One family appeared in the Osaka morning edition of Jan. 18, 1995, the day following the Hanshin earthquake. An article under the headline "Station vicinity burnt to the ground" described the devastation in Kobe's Nada Ward, accompanied by a photo of a dazed woman and her young son, wrapped in a comforter against the cold, near a collapsed apartment building. The photo had been taken the afternoon of the previous day, after the deaths of the woman's 7-year-old and 11-year-old sons had been confirmed.

Upon visiting the family at their new home that I'd located through information gathered on the grapevine, the woman's husband answered the door. He had been on his way to work when the quake took place at 5:46 a.m. on Jan. 17, 1995. Rushing home, he pulled his two older sons from under their collapsed building. His wife clung to the bodies of the boys, wrapped in blankets and laid on the ground, as she cried out their names.

Still, he said, the family didn't lose hope. "We decided we'd live our lives to the fullest for our two boys." Their surviving son, who was three at the time of the quake, became a dedicated judo wrestler in elementary and junior high school. Now 21, he's flung himself into his part-time job. The man's wife is also working a part-time job. "We're all doing well," he said with a smile.

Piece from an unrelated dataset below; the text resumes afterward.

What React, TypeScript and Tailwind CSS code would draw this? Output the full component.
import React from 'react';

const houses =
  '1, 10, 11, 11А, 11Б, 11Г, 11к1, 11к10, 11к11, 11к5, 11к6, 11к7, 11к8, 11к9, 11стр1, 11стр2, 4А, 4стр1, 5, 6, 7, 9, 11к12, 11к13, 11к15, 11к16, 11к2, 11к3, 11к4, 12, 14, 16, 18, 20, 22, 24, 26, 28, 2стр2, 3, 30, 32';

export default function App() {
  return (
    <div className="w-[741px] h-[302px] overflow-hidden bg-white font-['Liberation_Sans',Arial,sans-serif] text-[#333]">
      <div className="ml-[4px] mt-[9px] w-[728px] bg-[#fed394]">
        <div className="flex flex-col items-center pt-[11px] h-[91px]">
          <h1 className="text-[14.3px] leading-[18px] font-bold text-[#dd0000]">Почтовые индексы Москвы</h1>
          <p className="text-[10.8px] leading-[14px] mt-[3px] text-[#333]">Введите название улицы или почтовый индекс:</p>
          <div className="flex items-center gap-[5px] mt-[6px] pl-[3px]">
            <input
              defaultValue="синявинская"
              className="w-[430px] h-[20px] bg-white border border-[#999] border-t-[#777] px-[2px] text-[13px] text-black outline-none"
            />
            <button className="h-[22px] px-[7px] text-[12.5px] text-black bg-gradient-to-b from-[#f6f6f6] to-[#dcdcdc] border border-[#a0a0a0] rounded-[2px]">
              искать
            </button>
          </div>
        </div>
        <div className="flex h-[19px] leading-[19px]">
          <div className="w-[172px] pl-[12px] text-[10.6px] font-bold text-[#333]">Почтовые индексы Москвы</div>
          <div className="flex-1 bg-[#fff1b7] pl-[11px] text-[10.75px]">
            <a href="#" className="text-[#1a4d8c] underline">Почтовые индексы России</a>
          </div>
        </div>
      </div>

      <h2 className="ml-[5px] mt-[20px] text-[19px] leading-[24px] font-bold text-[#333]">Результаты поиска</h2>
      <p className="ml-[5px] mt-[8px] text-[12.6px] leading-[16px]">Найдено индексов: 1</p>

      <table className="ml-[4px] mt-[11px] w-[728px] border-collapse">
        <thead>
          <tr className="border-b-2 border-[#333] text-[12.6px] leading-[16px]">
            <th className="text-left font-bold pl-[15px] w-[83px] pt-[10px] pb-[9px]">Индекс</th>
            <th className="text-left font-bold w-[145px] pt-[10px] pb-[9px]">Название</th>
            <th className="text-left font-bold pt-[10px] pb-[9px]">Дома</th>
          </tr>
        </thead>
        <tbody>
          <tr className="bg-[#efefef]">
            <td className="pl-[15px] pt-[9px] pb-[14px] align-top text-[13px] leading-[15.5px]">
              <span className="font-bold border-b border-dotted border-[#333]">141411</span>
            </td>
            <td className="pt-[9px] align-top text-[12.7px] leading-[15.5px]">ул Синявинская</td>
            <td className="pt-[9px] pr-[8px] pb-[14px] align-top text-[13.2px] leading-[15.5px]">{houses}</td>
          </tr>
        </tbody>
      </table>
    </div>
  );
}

An article published in the Jan. 26, 1995 morning edition, meanwhile, highlighted the birth of a new life in Nada Ward, which had seen many deaths. A photo showed a newborn baby with his mother, who was quoted saying that she wanted to give her son a name that would guide him to become "a strong boy who values life."

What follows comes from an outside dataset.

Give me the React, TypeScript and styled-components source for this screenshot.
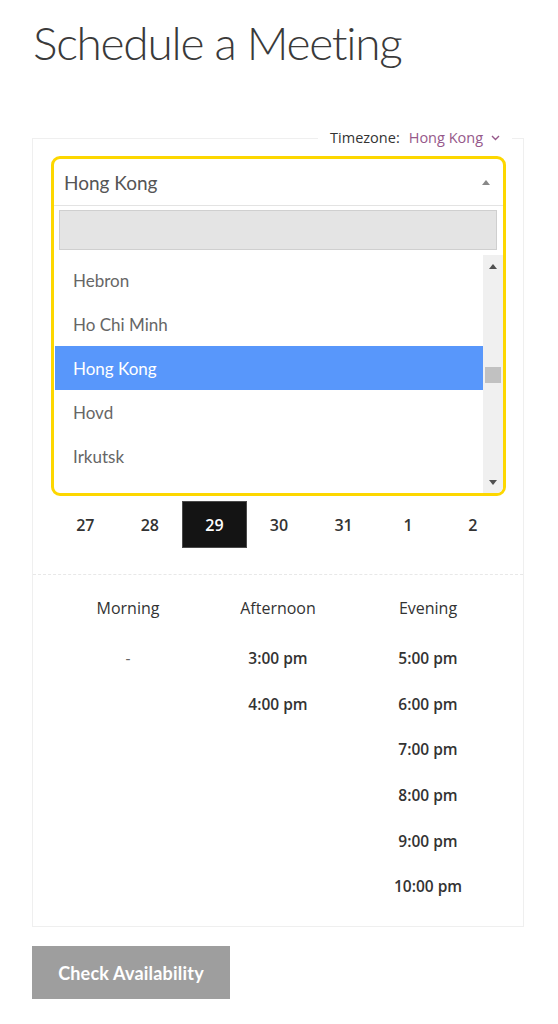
import styled, { createGlobalStyle } from 'styled-components';

const GlobalStyle = createGlobalStyle`
	body {
		margin: 0;
		background: #ffffff;
		font-family: 'Open Sans', 'Noto Sans', sans-serif;
		color: #333333;
	}
`;

const zones = ['Hebron', 'Ho Chi Minh', 'Hong Kong', 'Hovd', 'Irkutsk'];
const days = [27, 28, 29, 30, 31, 1, 2];
const slots = [
	{ title: 'Morning', times: [] as string[] },
	{ title: 'Afternoon', times: ['3:00 pm', '4:00 pm'] },
	{ title: 'Evening', times: ['5:00 pm', '6:00 pm', '7:00 pm', '8:00 pm', '9:00 pm', '10:00 pm'] },
];

const Page = styled.main`
	padding: 0 34px 30px 32px;
`;

const Title = styled.h1`
	margin: 0;
	padding: 14px 0 0 1px;
	font-family: Lato, 'Liberation Sans', sans-serif;
	font-weight: 300;
	font-size: 46px;
	line-height: 58px;
	letter-spacing: -1.25px;
	color: #3a3a3a;
`;

const Panel = styled.section`
	position: relative;
	margin-top: 66px;
	border: 1px solid #efefef;
`;

const TimezoneLabel = styled.div`
	position: absolute;
	top: -11px;
	right: 11px;
	display: flex;
	align-items: center;
	gap: 9px;
	padding: 0 12px;
	background: #ffffff;
	font-size: 14.5px;
	line-height: 20px;
	color: #333333;
`;

const ZoneLink = styled.span`
	display: flex;
	align-items: center;
	gap: 8px;
	color: #96588a;
`;

const Calendar = styled.div`
	padding: 17px 17px 26px 18px;
	border-bottom: 1px dashed #e8e8e8;
`;

const Dropdown = styled.div`
	border: 3px solid #fdd700;
	border-radius: 9px;
	overflow: hidden;
	background: #ffffff;
`;

const SelectHead = styled.div`
	display: flex;
	align-items: center;
	justify-content: space-between;
	height: 46px;
	padding: 0 13px 0 10px;
	border-bottom: 1px solid #e3e3e3;
	font-family: Lato, 'Liberation Sans', sans-serif;
	font-size: 19px;
	color: #555555;
`;

const Caret = styled.span<{ $dir: 'up' | 'down'; $color: string }>`
	width: 0;
	height: 0;
	border-left: 4px solid transparent;
	border-right: 4px solid transparent;
	${(p) =>
		p.$dir === 'up'
			? `border-bottom: 5px solid ${p.$color};`
			: `border-top: 5px solid ${p.$color};`}
`;

const SearchWrap = styled.div`
	padding: 4px 6px 5px 5px;
`;

const Search = styled.div`
	height: 38px;
	background: #e4e4e4;
	border: 1px solid #cfcfcf;
`;

const ListArea = styled.div`
	display: flex;
	height: 238px;
	overflow: hidden;
`;

const Options = styled.ul`
	flex: 1;
	margin: 0;
	padding: 3px 0 0 1px;
	list-style: none;
`;

const Option = styled.li<{ $active?: boolean }>`
	display: flex;
	align-items: center;
	height: 44px;
	padding-left: 18px;
	font-family: Lato, 'Liberation Sans', sans-serif;
	font-size: 17px;
	color: ${(p) => (p.$active ? '#ffffff' : '#666666')};
	background: ${(p) => (p.$active ? '#5897fb' : 'transparent')};
`;

const Track = styled.div`
	display: flex;
	flex-direction: column;
	align-items: center;
	width: 20px;
	padding: 9px 0 8px;
	background: #f0f0f0;
`;

const Thumb = styled.div`
	width: 16px;
	height: 16px;
	margin-top: 98px;
	background: #c1c1c1;
`;

const Spacer = styled.div`
	flex: 1;
`;

const Days = styled.div`
	display: grid;
	grid-template-columns: repeat(7, 1fr);
	margin: 5px 1px 0 2px;
`;

const Day = styled.div<{ $selected?: boolean }>`
	display: flex;
	align-items: center;
	justify-content: center;
	height: 45px;
	font-size: 16px;
	font-weight: 600;
	color: ${(p) => (p.$selected ? '#ffffff' : '#333333')};
	background: ${(p) => (p.$selected ? '#141414' : 'transparent')};
	border: 1px solid ${(p) => (p.$selected ? '#4a4a4a' : 'transparent')};
`;

const Slots = styled.div`
	display: grid;
	grid-template-columns: repeat(3, 1fr);
	padding: 21px 20px 17px;
`;

const SlotColumn = styled.div`
	display: flex;
	flex-direction: column;
	align-items: center;
`;

const SlotTitle = styled.div`
	height: 24px;
	margin-bottom: 15px;
	font-size: 16px;
	line-height: 24px;
	color: #333333;
`;

const SlotTime = styled.div<{ $empty?: boolean }>`
	display: flex;
	align-items: center;
	height: 45.7px;
	font-size: 15.5px;
	font-weight: ${(p) => (p.$empty ? 400 : 600)};
	color: ${(p) => (p.$empty ? '#666666' : '#333333')};
`;

const CheckButton = styled.button`
	display: block;
	width: 198px;
	height: 53px;
	margin-top: 19px;
	border: 0;
	background: #9e9e9e;
	color: #ffffff;
	font-family: Lato, 'Liberation Sans', sans-serif;
	font-size: 18px;
	font-weight: 700;
	letter-spacing: 0.2px;
	cursor: pointer;
`;

const Chevron = () => (
	<svg width='9' height='6' viewBox='0 0 9 6' fill='none'>
		<path d='M1 1l3.5 3.5L8 1' stroke='#96588a' strokeWidth='1.4' />
	</svg>
);

const App = () => {
	return (
		<Page>
			<GlobalStyle />
			<Title>Schedule a Meeting</Title>
			<Panel>
				<TimezoneLabel>
					<span>Timezone:</span>
					<ZoneLink>
						Hong Kong
						<Chevron />
					</ZoneLink>
				</TimezoneLabel>
				<Calendar>
					<Dropdown>
						<SelectHead>
							Hong Kong
							<Caret $dir='up' $color='#888888' />
						</SelectHead>
						<SearchWrap>
							<Search />
						</SearchWrap>
						<ListArea>
							<Options>
								{zones.map((zone) => (
									<Option key={zone} $active={zone === 'Hong Kong'}>
										{zone}
									</Option>
								))}
							</Options>
							<Track>
								<Caret $dir='up' $color='#505050' />
								<Thumb />
								<Spacer />
								<Caret $dir='down' $color='#505050' />
							</Track>
						</ListArea>
					</Dropdown>
					<Days>
						{days.map((day) => (
							<Day key={day} $selected={day === 29}>
								{day}
							</Day>
						))}
					</Days>
				</Calendar>
				<Slots>
					{slots.map((slot) => (
						<SlotColumn key={slot.title}>
							<SlotTitle>{slot.title}</SlotTitle>
							{slot.times.length === 0 ? (
								<SlotTime $empty>-</SlotTime>
							) : (
								slot.times.map((time) => <SlotTime key={time}>{time}</SlotTime>)
							)}
						</SlotColumn>
					))}
				</Slots>
			</Panel>
			<CheckButton>Check Availability</CheckButton>
		</Page>
	);
};

export default App;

On my visit to her home in the Hyogo Prefecture city of Sanda, the woman looked at the article with nostalgia as she recounted the graphic details of the day of the quake. Because she had been at risk for premature delivery, she was scheduled for medical tests on Jan. 17, 1995. Bodies of the dead were carried in one after another as she waited for her doctor, who was busy tending to the injured. Running out of space, the bodies were laid out in the hallways with blankets covering just their faces and upper bodies. It was when the woman saw a mother throwing herself on the body of her dead son and calling his name repeatedly that she began to have contractions.

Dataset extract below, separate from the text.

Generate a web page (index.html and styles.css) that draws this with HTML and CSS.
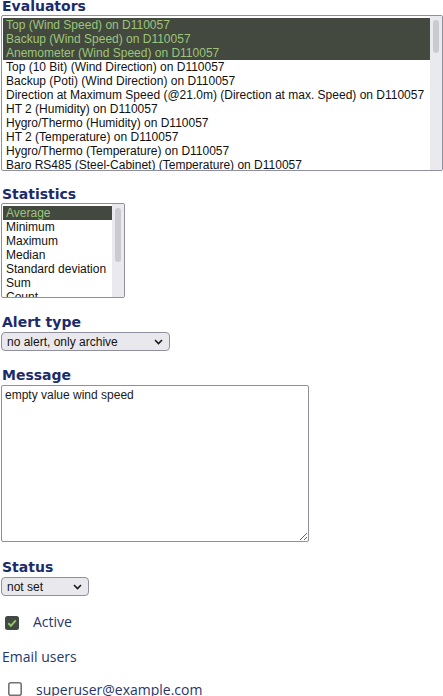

Her son, who was born in an environment not unlike a field hospital, was named Yuki, meaning "overflowing hope." I was unable to meet him because as a senior in high school, he was busy studying for college entrance exams. Still, I was moved by the hopes and dreams entrusted to him in his name and his mother's assurances that he was well.

On the night of Jan. 16 this year, the eve of 18th anniversary memorial services that were set to take place, survivors of both the Great Hanshin Earthquake and the Tohoku disasters came together at Higashiyuenchi Park in Kobe's Chuo Ward. Those who had been struck by the disasters in Tohoku said they felt encouraged by the stories of those who had made strides in the 18 years since their tragedy.

Hiroshi Matsuda, 52, who lived in Kobe's Nagata Ward at the time of the 1995 quake that killed his wife and daughter, told Mikiko Asanuma, 49, a resident of the Iwate Prefecture city of Rikuzentakata who lost her 25-year-old son to the 2011 tsunami, "Be patient. When it's too much, stand still."

Following the 1995 quake, Matsuda quit his job and at one point holed himself up in his temporary housing unit. It wasn't until two years ago that he was finally able to visit a memorial monument at the park in which the names of his wife and daughter have been engraved.

At Higashiyuenchi Park, the event participants arranged bamboo lanterns in the shape "3.11," and held a moment of silence at 2:46 p.m., the time when the Great East Japan Earthquake occurred. In tears, Asanuma told the survivors of the Hanshin disaster, "I want to keep in step with you, and I hope that you will watch over us."

There are some things that only those who have experienced them can share. Hopefully there will come a day when Asanuma and other survivors of the Tohoku disasters will experience a recovery of the heart, with the recovery of the Hanshin survivors as their guiding "flames of hope." The survivors of the 1995 disaster always have the victims of the 2011 disasters in their thoughts.